--- Record extracts ---

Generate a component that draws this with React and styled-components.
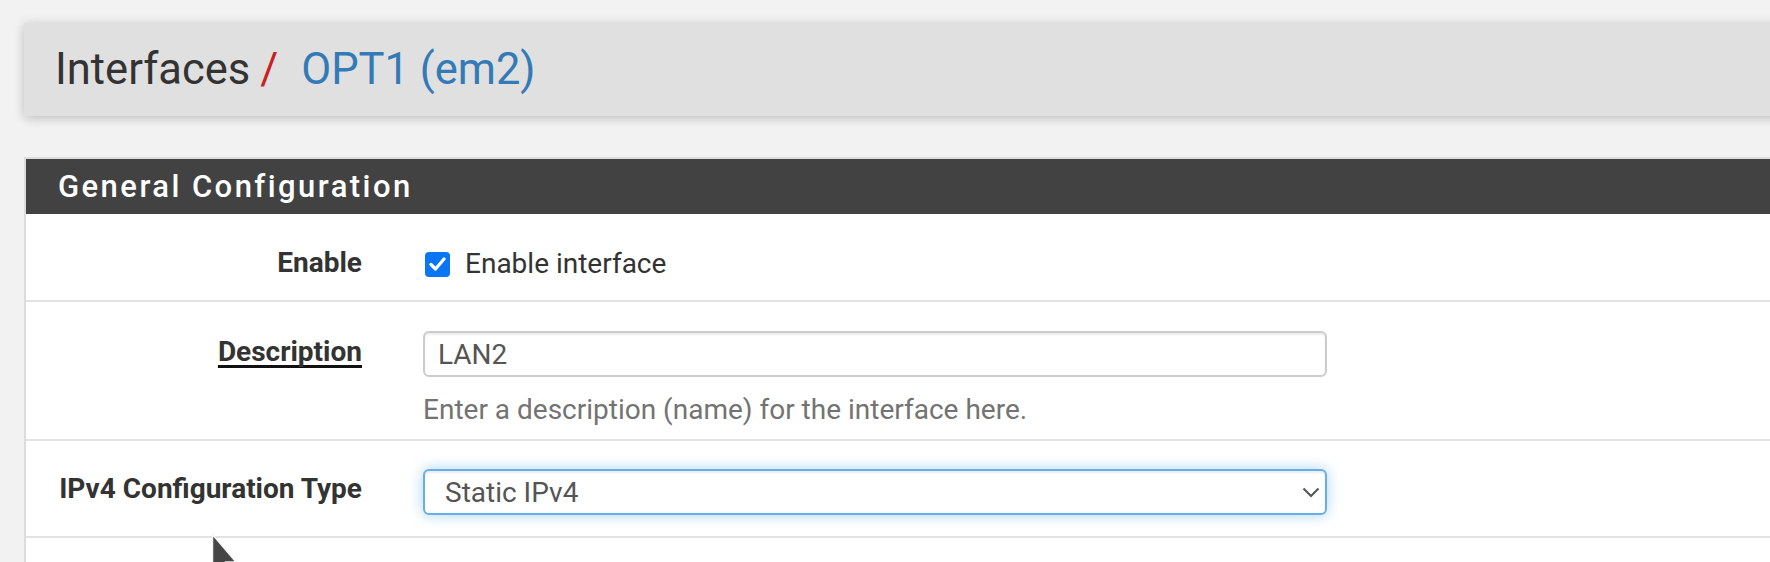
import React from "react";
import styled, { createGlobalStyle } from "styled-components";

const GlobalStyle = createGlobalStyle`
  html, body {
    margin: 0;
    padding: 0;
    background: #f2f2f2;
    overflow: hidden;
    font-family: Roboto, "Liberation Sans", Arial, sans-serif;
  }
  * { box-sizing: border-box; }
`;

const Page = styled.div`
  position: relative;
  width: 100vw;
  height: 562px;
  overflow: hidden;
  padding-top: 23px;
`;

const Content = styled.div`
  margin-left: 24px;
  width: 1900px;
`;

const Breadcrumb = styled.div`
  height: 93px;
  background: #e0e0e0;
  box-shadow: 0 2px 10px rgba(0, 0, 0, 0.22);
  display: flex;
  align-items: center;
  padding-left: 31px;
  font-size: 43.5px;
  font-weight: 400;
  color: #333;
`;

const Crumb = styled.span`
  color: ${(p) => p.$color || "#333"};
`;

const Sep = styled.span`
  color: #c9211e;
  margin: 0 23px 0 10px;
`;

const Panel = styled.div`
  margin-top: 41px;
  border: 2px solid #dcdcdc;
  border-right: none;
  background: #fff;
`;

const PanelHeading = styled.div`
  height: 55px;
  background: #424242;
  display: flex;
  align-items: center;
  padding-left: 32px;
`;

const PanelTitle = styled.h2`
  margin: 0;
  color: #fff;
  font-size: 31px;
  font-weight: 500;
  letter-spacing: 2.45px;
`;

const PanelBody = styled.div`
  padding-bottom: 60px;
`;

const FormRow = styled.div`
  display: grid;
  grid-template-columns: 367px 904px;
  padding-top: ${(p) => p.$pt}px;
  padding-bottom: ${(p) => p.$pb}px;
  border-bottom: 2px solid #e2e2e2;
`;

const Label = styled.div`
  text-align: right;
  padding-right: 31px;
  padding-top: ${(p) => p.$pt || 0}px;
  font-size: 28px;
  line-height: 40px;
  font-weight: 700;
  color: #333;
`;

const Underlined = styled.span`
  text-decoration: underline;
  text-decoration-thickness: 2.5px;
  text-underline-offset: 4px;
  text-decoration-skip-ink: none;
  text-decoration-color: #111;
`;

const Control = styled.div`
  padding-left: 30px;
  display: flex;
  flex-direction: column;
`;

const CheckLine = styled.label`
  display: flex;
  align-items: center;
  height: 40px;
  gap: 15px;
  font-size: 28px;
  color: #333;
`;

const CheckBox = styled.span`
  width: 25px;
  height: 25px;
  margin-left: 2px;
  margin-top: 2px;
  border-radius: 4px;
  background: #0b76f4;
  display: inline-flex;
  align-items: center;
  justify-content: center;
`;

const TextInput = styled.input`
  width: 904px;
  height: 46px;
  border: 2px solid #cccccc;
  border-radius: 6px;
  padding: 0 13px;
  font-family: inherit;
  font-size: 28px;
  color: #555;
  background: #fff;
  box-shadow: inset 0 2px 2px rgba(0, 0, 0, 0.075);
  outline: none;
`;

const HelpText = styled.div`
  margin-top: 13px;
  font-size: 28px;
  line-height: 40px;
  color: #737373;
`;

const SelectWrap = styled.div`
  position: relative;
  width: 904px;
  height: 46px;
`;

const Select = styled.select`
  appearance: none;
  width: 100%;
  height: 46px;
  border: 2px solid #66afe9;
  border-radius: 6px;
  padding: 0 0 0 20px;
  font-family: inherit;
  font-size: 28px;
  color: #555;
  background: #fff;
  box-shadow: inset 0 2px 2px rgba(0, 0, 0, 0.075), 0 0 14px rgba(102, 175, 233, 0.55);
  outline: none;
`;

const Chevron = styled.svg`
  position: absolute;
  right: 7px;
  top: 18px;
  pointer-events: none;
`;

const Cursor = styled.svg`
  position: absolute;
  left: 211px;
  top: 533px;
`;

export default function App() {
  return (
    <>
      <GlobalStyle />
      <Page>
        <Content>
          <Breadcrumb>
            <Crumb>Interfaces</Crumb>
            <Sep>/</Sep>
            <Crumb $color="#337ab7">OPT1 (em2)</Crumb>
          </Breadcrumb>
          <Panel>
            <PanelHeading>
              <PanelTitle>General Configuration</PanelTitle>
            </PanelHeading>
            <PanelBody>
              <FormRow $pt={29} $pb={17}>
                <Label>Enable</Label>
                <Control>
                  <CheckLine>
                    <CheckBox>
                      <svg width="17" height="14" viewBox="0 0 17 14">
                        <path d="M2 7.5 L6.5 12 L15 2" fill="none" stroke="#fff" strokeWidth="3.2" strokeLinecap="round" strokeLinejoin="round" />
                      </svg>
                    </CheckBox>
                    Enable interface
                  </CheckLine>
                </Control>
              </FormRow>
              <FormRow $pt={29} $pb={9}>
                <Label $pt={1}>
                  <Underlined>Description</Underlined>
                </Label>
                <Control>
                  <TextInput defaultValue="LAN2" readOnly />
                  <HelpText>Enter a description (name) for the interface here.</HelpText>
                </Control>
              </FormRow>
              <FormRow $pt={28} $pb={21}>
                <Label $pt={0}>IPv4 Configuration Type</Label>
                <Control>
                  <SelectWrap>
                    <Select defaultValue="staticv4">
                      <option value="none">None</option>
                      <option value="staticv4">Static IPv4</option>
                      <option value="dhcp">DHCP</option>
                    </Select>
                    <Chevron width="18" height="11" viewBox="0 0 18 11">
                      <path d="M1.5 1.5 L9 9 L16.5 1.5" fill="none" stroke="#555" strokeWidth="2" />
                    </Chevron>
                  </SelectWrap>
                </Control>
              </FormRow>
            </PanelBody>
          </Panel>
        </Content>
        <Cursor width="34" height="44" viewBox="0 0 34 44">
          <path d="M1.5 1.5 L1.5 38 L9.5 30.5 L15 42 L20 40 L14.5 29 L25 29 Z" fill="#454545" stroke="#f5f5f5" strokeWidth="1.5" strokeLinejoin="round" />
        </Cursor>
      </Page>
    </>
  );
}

---
--- Record extracts ---

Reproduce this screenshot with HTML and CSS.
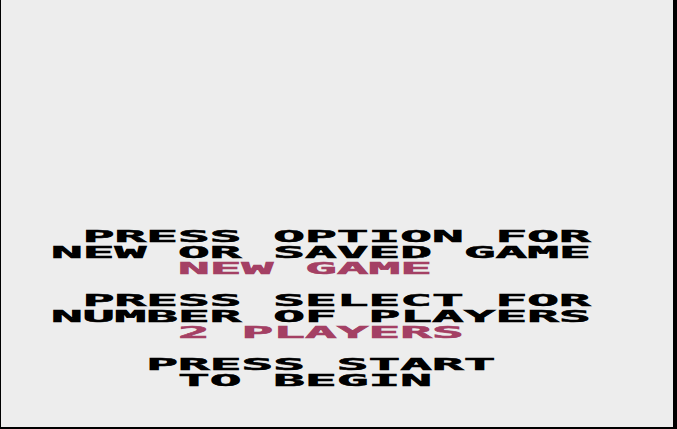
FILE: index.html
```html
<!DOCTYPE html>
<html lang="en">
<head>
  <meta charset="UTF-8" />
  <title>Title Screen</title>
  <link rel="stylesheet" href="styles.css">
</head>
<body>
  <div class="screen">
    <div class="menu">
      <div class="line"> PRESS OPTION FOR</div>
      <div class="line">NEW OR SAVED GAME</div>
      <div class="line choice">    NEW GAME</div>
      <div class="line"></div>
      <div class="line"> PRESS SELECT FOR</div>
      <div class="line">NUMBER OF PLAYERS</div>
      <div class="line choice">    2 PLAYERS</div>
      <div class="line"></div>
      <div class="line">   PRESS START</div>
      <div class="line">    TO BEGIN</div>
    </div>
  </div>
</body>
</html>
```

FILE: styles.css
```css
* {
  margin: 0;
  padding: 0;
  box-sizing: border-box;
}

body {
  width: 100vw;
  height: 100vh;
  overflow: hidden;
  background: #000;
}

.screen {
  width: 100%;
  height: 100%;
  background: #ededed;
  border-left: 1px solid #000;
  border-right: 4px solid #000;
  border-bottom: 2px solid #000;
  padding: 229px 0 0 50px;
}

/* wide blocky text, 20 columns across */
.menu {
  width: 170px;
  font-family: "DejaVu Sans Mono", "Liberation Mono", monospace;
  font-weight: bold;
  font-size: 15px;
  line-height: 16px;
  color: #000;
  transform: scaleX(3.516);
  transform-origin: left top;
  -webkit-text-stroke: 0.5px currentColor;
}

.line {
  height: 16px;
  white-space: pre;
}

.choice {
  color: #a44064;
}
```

---

*Directions for this task*. Scan the material above. Return every line containing the string "React".

*Expected answer*.
Generate a component that draws this with React and styled-components.
import React from "react";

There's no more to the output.